Another play on a system of equivalence, following this time a temporal thread, is Deconstruction and Reconstruction (2001) where one is presented with the photograph of a fruit crate next to a photograph of the same crate with all its elements separated, with its wooden slats and fasteners on the ground; the object itself, reconstituted from its pieces, is set on the ground in front of the two images...Here the artist worked but left no traces. He simply deconstructed an object and then rebuilt it to its original form. He did not interfere with the order of things, making nothing and contributing nothing new to reality.
Jiří Skála seems to follow Douglas Huebler who said that “the planet is filled with objects that are more or less interesting; I am in no mood to add anything else. I’d rather simply note the existence of things in terms of the time and/or place.” (1969). He opened a breach in the order of a world filled with objects and his actions don‘t make one doubt their effect on the real in disturbing its established order both very superficially and very structurally.
“Reorganize the world around one’s self (with discretion)” is yet another statement— one that has been no doubt present from the outset. Here intersects the subset “with the chairs,” that again joins a concern for systematizing, for precision, of the invisibility of the action accomplished, and of its possible effectiveness:
Projekt Kino (2001), a video of an action that took place in a movie auditorium presents two individuals working silently behind some rows of seats in the projection hall. In a close-up it is shown that they are unscrewing the chair-backs one by one. They are loosening the chairs, but only by five millimeters. This barely visible action, without incident, is done consistently for three screws on each of 70 seats. The works of Jiří Skála are like funny stories people tell. They have very little material existence, very few tangible proofs, but their statements are applied to the letter. He adopts something logical that he follows with obstinacy and seriousness, without exception, up to the absurd. His interventions are attached to locations and circumscribed around them in order to test, at a given perimeter, his efforts to impose other types of organization upon a closed world. With the scale of an object, a room, a territory, he systematically substitutes a same common denominator so that the minutes of modifications might be manifested with the value of an event.
Jiří Skála works with completed sets of objects, reorganizing them according to his wishes, adjusting their form arbitrarily. A distorted measuring stick, a ruler, can potentially generate incalculable errors...He created a series of fake rulers. Whereas each had printed that it was 50cm, he in fact had shortened them slightly, by 2 mm. He distributed the rulers to an array of individuals from different professions without alerting them to the error. With this project entitled Practical Rulers (2000), Jiří Skála assumes the right to rectify the dimensions of the world around him by discretely adjusting measuring sticks. He didn’t introduce directly the error, since nothing around him seems either true or false, but rather he installed a certain relativity to precision.

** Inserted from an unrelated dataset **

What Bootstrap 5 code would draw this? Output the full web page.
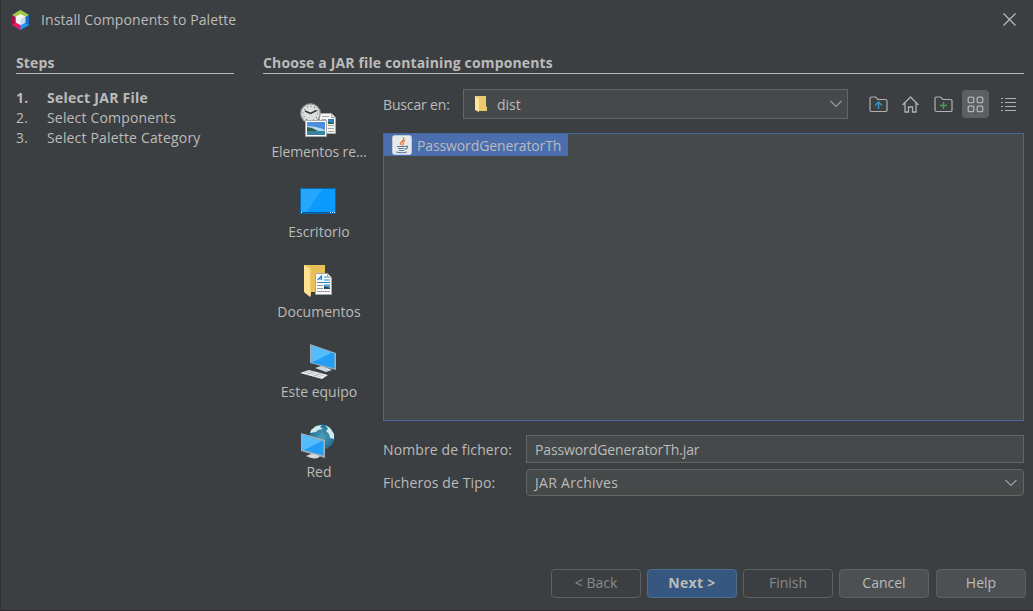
<!DOCTYPE html>
<html lang="es" data-bs-theme="dark">
<head>
<meta charset="utf-8">
<meta name="viewport" content="width=device-width, initial-scale=1">
<title>Install Components to Palette</title>
<link href="https://cdn.jsdelivr.net/npm/bootstrap@5.3.0/dist/css/bootstrap.min.css" rel="stylesheet">
<style>
:root{--tx:#bbb;--bg:#3c3f41;--field:#45494a;--edge:#646464}
body{background:var(--bg);color:var(--tx);font:14px/20px "Open Sans","Noto Sans",sans-serif;height:611px;overflow:hidden}
.dialog{height:611px;border-left:1px solid #303234;border-bottom:1px solid #2b292d}
.titlebar{height:40px;padding:0 17px 1px 10px}
.title-text{margin-left:11px;letter-spacing:.09px}
.content{height:507px;padding:12px 9px 0 15px}
.steps{width:218px;margin-right:29px}
.section-title{height:22px;line-height:22px;font-size:14px;font-weight:700;color:var(--tx);letter-spacing:.14px;border-bottom:1px solid #b9bbbc;margin:0}
.steps ol{margin:14px 0 0;padding:0;list-style:none}
.steps li{letter-spacing:.17px}
.steps li.fw-bold{letter-spacing:.27px}
.steps .num{width:31px}
.places{width:111px;margin-right:9px;padding-top:18px}
.place{height:80px;background:none;border:0;color:var(--tx);padding:0 0 0 1px;line-height:20px}
.place svg{display:block;width:36px;height:36px;margin:0 0 3px 36px}
.tight{letter-spacing:-.12px}
.field{background:var(--field);border:1px solid var(--edge);color:var(--tx);padding:0 7px 0 8px}
.lookin{width:385px;height:30px;padding-left:8px;padding-right:4px}
.label-look{width:80px;letter-spacing:-.15px;padding-top:1px}
.dir-name{margin-left:5px;padding-top:1px}
.label-file{width:143px;letter-spacing:.11px}
.tools{margin-left:16.5px;gap:5.5px}
.tool{width:27px;height:28px;background:none;border:0;border-radius:4px;padding:0}
.tool.active{background:#5c6063}
.files{height:288px;background:var(--field);border:1px solid #466aa0;margin-top:14px}
.file{background:#4b6eaf;width:184px;height:22px;padding-left:8px;gap:5px;letter-spacing:-.12px}
.file .fit{padding-top:1px}
.file-row{margin-top:14px}
.name-field{height:28px;letter-spacing:-.12px}
.file-row .fit{position:relative;top:.5px}
.type-row{margin-top:6px}
.type-field{height:27px;padding-right:5px;letter-spacing:.28px}
.chooser{padding-top:15px}
.btn-dlg{--bs-btn-font-size:14px;--bs-btn-line-height:20px;--bs-btn-padding-y:0;--bs-btn-border-radius:4px;--bs-btn-color:#bbb;--bs-btn-bg:#4c5052;--bs-btn-border-color:#5e6060;--bs-btn-disabled-color:#888;--bs-btn-disabled-bg:#3c3f41;--bs-btn-disabled-border-color:#5e6060;--bs-btn-disabled-opacity:1;width:90px;height:29px;padding-bottom:2px}
.btn-next{--bs-btn-bg:#365880;--bs-btn-border-color:#4c708c;font-weight:700;letter-spacing:.3px}
.footer-bar{height:63px;border-top:1px solid #434041;padding:21px 7px 0 0;gap:6px}
.btn-help{margin-left:1px}
.fit{white-space:nowrap}
</style>
</head>
<body>
<div class="dialog d-flex flex-column">
  <header class="titlebar d-flex align-items-center justify-content-between">
    <div class="d-flex align-items-center">
      <svg width="19" height="20" viewBox="0 0 19 20"><path d="M9.500 0L18 5v10l-8.500 5L1 15V5z" fill="#2196f3"/><path d="M9.500 0L18 5l-4.500 2.500-4-2-4 2L1 5z" fill="#a4c73c"/><path d="M1 5l4 2.500v6L1 15z" fill="#ad0e4c"/><path d="M1 15l4.500-2.500 4 2.500v5z" fill="#ec1763"/><path d="M18 5v10l-4-2V7.500z" fill="#1b6ac6"/><path d="M9.500 4l4.800 2.500v6L9.500 15l-4.800-2.500v-6z" fill="#f5f5f1"/><path d="M9.500 9l4.800-2.500v6L9.500 15z" fill="#c5dbe8"/></svg>
      <span class="title-text fit">Install Components to Palette</span>
    </div>
    <svg width="13" height="13" viewBox="0 0 13 13"><path d="M.5.5l12 12M12.500.5l-12 12" stroke="#bbb" stroke-width="1.200"/></svg>
  </header>
  <main class="content d-flex">
    <aside class="steps flex-shrink-0">
      <h1 class="section-title"><span class="fit">Steps</span></h1>
      <ol>
        <li class="d-flex fw-bold"><span class="num">1.</span><span class="fit">Select JAR File</span></li>
        <li class="d-flex"><span class="num">2.</span><span class="fit">Select Components</span></li>
        <li class="d-flex"><span class="num">3.</span><span class="fit">Select Palette Category</span></li>
      </ol>
    </aside>
    <section class="flex-grow-1">
      <h2 class="section-title"><span class="fit">Choose a JAR file containing components</span></h2>
      <div class="d-flex">
        <nav class="places d-flex flex-column flex-shrink-0">
          <button class="place"><svg viewBox="0 0 36 36"><path d="M19.500 10.500h12l4 4v16h-16z" fill="#f5f5f3" stroke="#a9aaa9"/><path d="M31.500 10.500v4h4" fill="#ddd" stroke="#aaa"/><path d="M22 13.500h7M22 16.500h4M22 19.500h4M28 22.500h6M28 25.500h6M28 28.500h6" stroke="#a6a6a6"/><path d="M28 16h6v5h-6z" fill="#337dc1"/><path d="M28 19l6 1v1h-6z" fill="#286b38"/><circle cx="10.500" cy="10.500" r="9.700" fill="#dde0e0" stroke="#959999" stroke-width="1.300"/><circle cx="10.500" cy="10.500" r="7.200" fill="none" stroke="#555" stroke-width="1.200" stroke-dasharray=".8 2.970"/><path d="M5 8l5.500 2.500 6-3" fill="none" stroke="#333" stroke-width="1.400"/><path d="M5.500 17.500h21v16h-21z" fill="#fff" stroke="#aaa"/><path d="M7 19h18v13H7z" fill="#4b8edb"/><path d="M7 23q9 0 18 4v5H7z" fill="#b2d9ed"/><path d="M7 24l5 1 6 3H7z" fill="#315c45"/><path d="M7 28h18v4H7z" fill="#3983a1"/></svg><span class="fit tight">Elementos re...</span></button>
          <button class="place"><svg viewBox="0 0 36 36"><path d="M0 5h36v26H0z" fill="#0869ad"/><path d="M1 6h34v23H1z" fill="#0d9afd"/><path d="M1 6h21L7 29H1z" fill="#25a7fd"/><path d="M1 29.500h34" stroke="#075d9c"/><path d="M1 29.500h1M30 29.500h1M32 29.500h1M34 29.500h1" stroke="#e7f7ff"/></svg><span class="fit">Escritorio</span></button>
          <button class="place"><svg viewBox="0 0 36 36"><path d="M4 2h21v27H10z" fill="#e9bf58"/><path d="M4 2l7 4v25l-1 3-6-5z" fill="#ffe292"/><path d="M9.500 5.500l1.500.5v25l-1 3z" fill="#f3cf74"/><path d="M15.500 10.500h12l4 4v17h-16z" fill="#fafafa" stroke="#a1a6a8"/><path d="M27.500 10.500v4h4" fill="#ddd" stroke="#aaa"/><path d="M17.500 17l4-4v4M19 16h2.500M24 14h3M24 17h6M17 19.500h13" fill="none" stroke="#208cd1" stroke-width="1.200"/><path d="M17 22.500h6M17 25.500h6M17 28.500h13" stroke="#999"/><path d="M24 21.500h6V26h-6z" fill="#559ed5"/><path d="M24 23l6 2v1h-6z" fill="#244d55"/></svg><span class="fit">Documentos</span></button>
          <button class="place"><svg viewBox="0 0 36 36"><path d="M10 1l26 9v17l-26-7z" fill="#a4b0b7"/><path d="M11 2.500l23.500 8v15L11 19.500z" fill="#229ff5"/><path d="M11 2.500l21 7-20 10-1-.3z" fill="#54bbfc"/><path d="M21 23l-6 2 11 4 6-2-4-2z" fill="#ccd6dc"/><path d="M0 30l9-3 19 5-6 4z" fill="#edf0f2"/><path d="M4 29l17 5M7 28l17 5M7 31.500l7-3.500M14 33.500l7-3.500" stroke="#9da8ae" stroke-width=".6"/></svg><span class="fit">Este equipo</span></button>
          <button class="place"><svg viewBox="0 0 36 36"><defs><radialGradient id="globe"><stop stop-color="#4c9fbc"/><stop offset="1" stop-color="#216f96"/></radialGradient></defs><circle cx="22" cy="14" r="12.500" fill="url(#globe)"/><path d="M11 7l5-4 6-1-2 2 3 2-5 1-2 2-6 1zM25 2l5 3 4 6v5l-4-1-1-4-3-3 2-2z" fill="#d4e9ec"/><path d="M1 10l24 7v18L1 28z" fill="#a4b0b7"/><path d="M2 11.500l21.500 7v14L2 26.800z" fill="#229ff5"/><path d="M2 11.500l20 6.500L4 27l-2-.3z" fill="#54bbfc"/><path d="M11 31l-5 2q6 3.500 12 2l2-2-6-2z" fill="#d3dadd"/></svg><span class="fit">Red</span></button>
        </nav>
        <div class="flex-grow-1 chooser">
          <div class="d-flex align-items-center">
            <label class="label-look fit">Buscar en:</label>
            <div class="field lookin d-flex align-items-center">
              <svg width="20" height="20" viewBox="0 0 20 20"><path d="M3 2h11v10l1 1v4H5z" fill="#edc96d"/><path d="M3 2l4 3v13l-4-2z" fill="#ffe59c"/></svg>
              <span class="fit flex-grow-1 dir-name">dist</span>
              <svg width="14" height="8" viewBox="0 0 14 8"><path d="M1.500 1l5.500 5.500L12.500 1" fill="none" stroke="#9a9da0" stroke-width="1.200"/></svg>
            </div>
            <div class="tools d-flex">
              <button class="tool d-flex align-items-center justify-content-center"><svg width="19" height="17" viewBox="0 0 19 17"><path d="M1 2.500Q1 1 2.500 1h4l2.500 2.500h7.500Q18 3.500 18 5v9.500q0 1-1.500 1h-14Q1 15.500 1 14z" fill="none" stroke="#afb1b3" stroke-width="1.200"/><path d="M9.500 13V6.500M6 9.500L9.500 6 13 9.500" fill="none" stroke="#3592c4" stroke-width="1.500"/></svg></button>
              <button class="tool d-flex align-items-center justify-content-center"><svg width="19" height="17" viewBox="0 0 19 17"><path d="M1.500 9L9.500 1l8 8M4 7v9h3.500v-5h4v5H15V7" fill="none" stroke="#afb1b3" stroke-width="1.300"/></svg></button>
              <button class="tool d-flex align-items-center justify-content-center"><svg width="19" height="17" viewBox="0 0 19 17"><path d="M1 2.500Q1 1 2.500 1h4l2.500 2.500h7.500Q18 3.500 18 5v9.500q0 1-1.500 1h-14Q1 15.500 1 14z" fill="none" stroke="#afb1b3" stroke-width="1.200"/><path d="M9.500 6v7M6 9.500h7" stroke="#499c54" stroke-width="1.400"/></svg></button>
              <button class="tool active d-flex align-items-center justify-content-center"><svg width="17" height="17" viewBox="0 0 17 17"><g fill="none" stroke="#afb1b3" stroke-width="1.300"><rect x="1.200" y="1.200" width="5.500" height="5.500" rx="1"/><rect x="10.200" y="1.200" width="5.500" height="5.500" rx="1"/><rect x="1.200" y="10.200" width="5.500" height="5.500" rx="1"/><rect x="10.200" y="10.200" width="5.500" height="5.500" rx="1"/></g></svg></button>
              <button class="tool d-flex align-items-center justify-content-center"><svg width="17" height="15" viewBox="0 0 17 15"><path d="M1 1.500h2M5 1.500h11M1 5.500h2M5 5.500h11M1 9.500h2M5 9.500h11M1 13.500h2M5 13.500h11" stroke="#afb1b3" stroke-width="1.200"/></svg></button>
            </div>
          </div>
          <div class="files">
            <div class="file d-flex align-items-center">
              <svg width="20" height="20" viewBox="0 0 20 20"><rect x=".5" y=".5" width="19" height="19" rx="2" fill="#e7eaed" stroke="#c0c8d1"/><path d="M11 2.500q2 2-1 4t-.5 3.500M13 5.500q-3 1.500-2 2.500t-.5 2.500" fill="none" stroke="#ec7835" stroke-width="1.300"/><path d="M5 11.500h8.500q3-1 2 1t-3 1.500M6 13.500h6M7 15.500h5M4 17q6 1.500 11 0" fill="none" stroke="#557b9c" stroke-width="1.100"/></svg>
              <span class="fit">PasswordGeneratorTh</span>
            </div>
          </div>
          <div class="d-flex align-items-center file-row">
            <label class="label-file"><span class="fit">Nombre de fichero:</span></label>
            <div class="field flex-grow-1 d-flex align-items-center name-field"><span class="fit">PasswordGeneratorTh.jar</span></div>
          </div>
          <div class="d-flex align-items-center type-row">
            <label class="label-file"><span class="fit">Ficheros de Tipo:</span></label>
            <div class="field rounded-1 flex-grow-1 d-flex align-items-center justify-content-between type-field"><span class="fit">JAR Archives</span><svg width="14" height="8" viewBox="0 0 14 8"><path d="M1.500 1l5.500 5.500L12.500 1" fill="none" stroke="#9a9da0" stroke-width="1.200"/></svg></div>
          </div>
        </div>
      </div>
    </section>
  </main>
  <footer class="footer-bar d-flex justify-content-end">
    <button class="btn btn-dlg" disabled>&lt; Back</button>
    <button class="btn btn-dlg btn-next">Next &gt;</button>
    <button class="btn btn-dlg" disabled>Finish</button>
    <button class="btn btn-dlg">Cancel</button>
    <button class="btn btn-dlg btn-help">Help</button>
  </footer>
</div>
<script src="https://cdn.jsdelivr.net/npm/bootstrap@5.3.0/dist/js/bootstrap.bundle.min.js"></script>
</body>
</html>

When Jirka Skála employs a bolt or a screw, tape, cement bags, dirt, chairs, piles of newspapers, he makes use of materials available. When he prints, photocopies and binds pages, when he loosens slightly 210 screws, or when he dismantles and reassembles a small objects to make them identical, he follows a principle of economy of materials, but doubtlessly not effort. If the initial processes appear dictated merely by practical choice, they amount to a framework for work to be undertaken for the duration, with determination. The concept of working time is important and apparent with Skála, has for a formal equivalent the regularity and formal systematization and regularity of his productions.
But the procedure of the work does not take precedence over the result. Rather, it has the same value. That which could pass as a form of esthetic indifference is in fact conscientiously inscribed into all aspects of the works’ production, and determines its appearance, its representation, and its aspect. Skála has constructed situations in which he is the sole carrier of the history of his work, and sole guarantor of its veracity.
He proposes to the world around him, with discretion, the arbitrariness of his norms that would undoubtedly count, if they were applied in a systematic fashion, as much as another convention. Skála plays as much with the authority of the standards instituted by Mendel, Morris, Archimedes or Kosuth, as those of Alta Vista, of centimeters or of art history...the game having been more of power to make of art an active part of his relation to the world and an agent of his variations.